Se nulla è cambiato, dunque, in capo ed in coda, le novità
interessanti giungono invece dalle posizioni centrali. Precipitano
i grandi centri della manifattura locale: Como (20 mila 148 euro),
Lecco (20 mila 410 euro), Prato (22 mila 239 euro) e Pordenone (21
mila 651 euro) perdono decine di posizioni rispetto alla
precedente rilevazione. Questo probabilmente è dovuto all’ingresso
sulla scena europea della concorrenza cinese, come più volte
denunciato dai rappresentanti di categoria. Ma non bisogna neppure
dimenticare che l’apertura delle frontiere europee ha creato uno
scompenso delle esportazioni praticamente a tutte le realtà
manifatturiere continentali: l’assestamento dei prezzi
concorrenziali, ma soprattutto il valore crescente dell’euro, ha
contribuito a peggiorare la situazione. Discorso totalmente
opposto invece per Genova (20 mila 874 euro) e Siena (21 mila
8279) che recuperano rispettivamente tredici e diciotto posizioni
grazie ad un efficiente funzionamento del terziario, settore su
cui hanno puntato per ragioni essenzialmente geografiche. La
cittadina toscana, soprattutto, ha visto fruttare in termini
economici l’ormai decennale strategia di sviluppo turistico
abbinato ad una salvaguardia e promozione dei propri prodotti
agroalimentari. Stesso ragionamento, anche se con risultati meno
appariscenti, vale per Cuneo (23 mila 441 euro), Gorizia (22 mila
41 euro), Savona (21 mila 694 euro). Dai grandi poli industriali,
nonostante il caso isolato di Varese (22 mila 28 euro) che ha
recuperato qualche posizione, non emergono grandi novità: un
segnale che contribuisce a guardare con ottimismo al futuro
considerando che quello attuale è considerato un periodo di stasi
produttiva.
Nonostante nove province su quindici tra quelle che hanno
registrato un incremento rilevante siano del Sud, la media del
Mezzogiorno è a dir poco preoccupante, con soli 13 mila 371 euro
pro capite rispetto ai 23 mila 716 euro di un connazionale del
Nord-Est o i 21 mila 631 del Centro-Italia. Quali strategie
adottare, dunque, per risalire la china? Il territorio italiano
presenta un’anomalia quasi unica: tra le prime forze economiche
mondiali pur non essendo scarsamente dotato di materie prime, ha
puntato ad un travolgente sviluppo del terziario. Una politica che
però non può andare troppo distante ma dovrà essere riveduta ed
inserita in un piano globale. Tornare ad investire nel
manifatturiero, garantendo al consumatore i servizi che oltre alla
progettazione ed alla distribuzione assicurerebbero anche
l’assistenza post-vendita, significherebbe garantire
l’auto-sussistenza all’intero distretto geografico di competenza.

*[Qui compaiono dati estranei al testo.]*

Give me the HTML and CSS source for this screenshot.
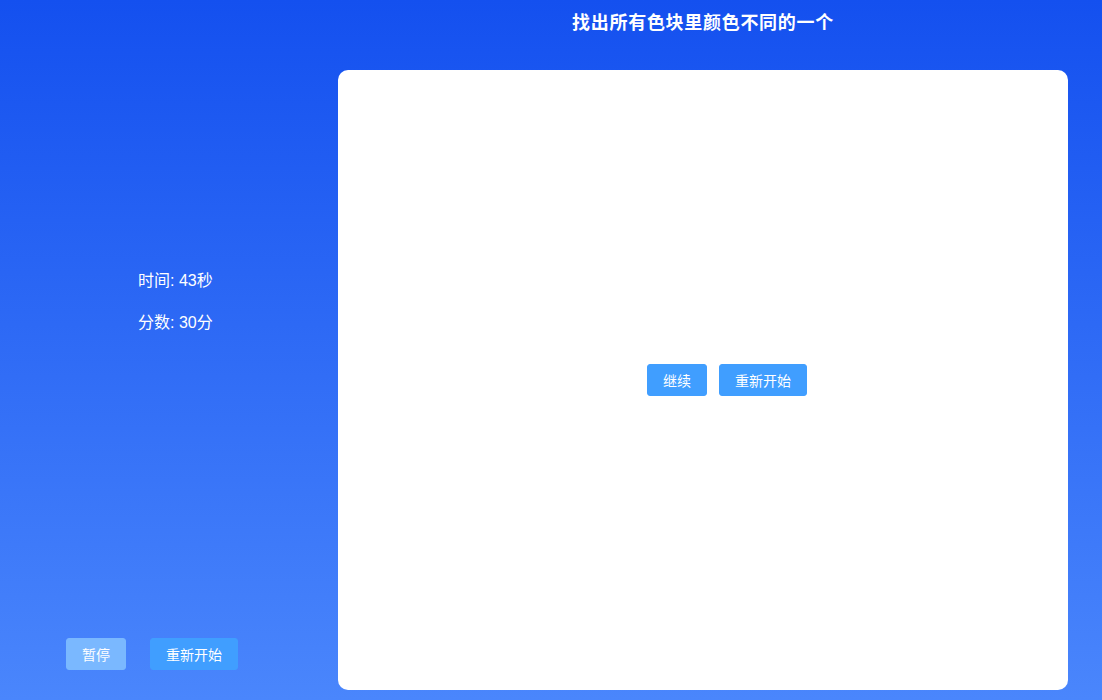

La distinzione tra il Nord ricco ed il Sud che sopravvive alle sue
spalle troverebbe così notevoli margini di riavvicinamento. Una
sorta di federalismo produttivo in cui gli investimenti
servirebbero da traino alla richiesta dei paesi in via di
sviluppo. Fornire il prodotto completo, dalla progettazione
all’assistenza, significherebbe per l’azienda nazionale garantirsi
uno zoccolo su cui fondare la propria attività di base e nel
frattempo avere la possibilità di andare alla conquista dei nuovi
mercati “vergini”, come per esempio quelli all’interno dell’ex
blocco sovietico già alle prese con l’invasione dei tecnocrati con
gli occhi a mandorla. Il tempo a disposizione non è molto, ma
risollevare la testa in tempo potrebbe significare non dover
abbassare la schiena quando sarà troppo tardi.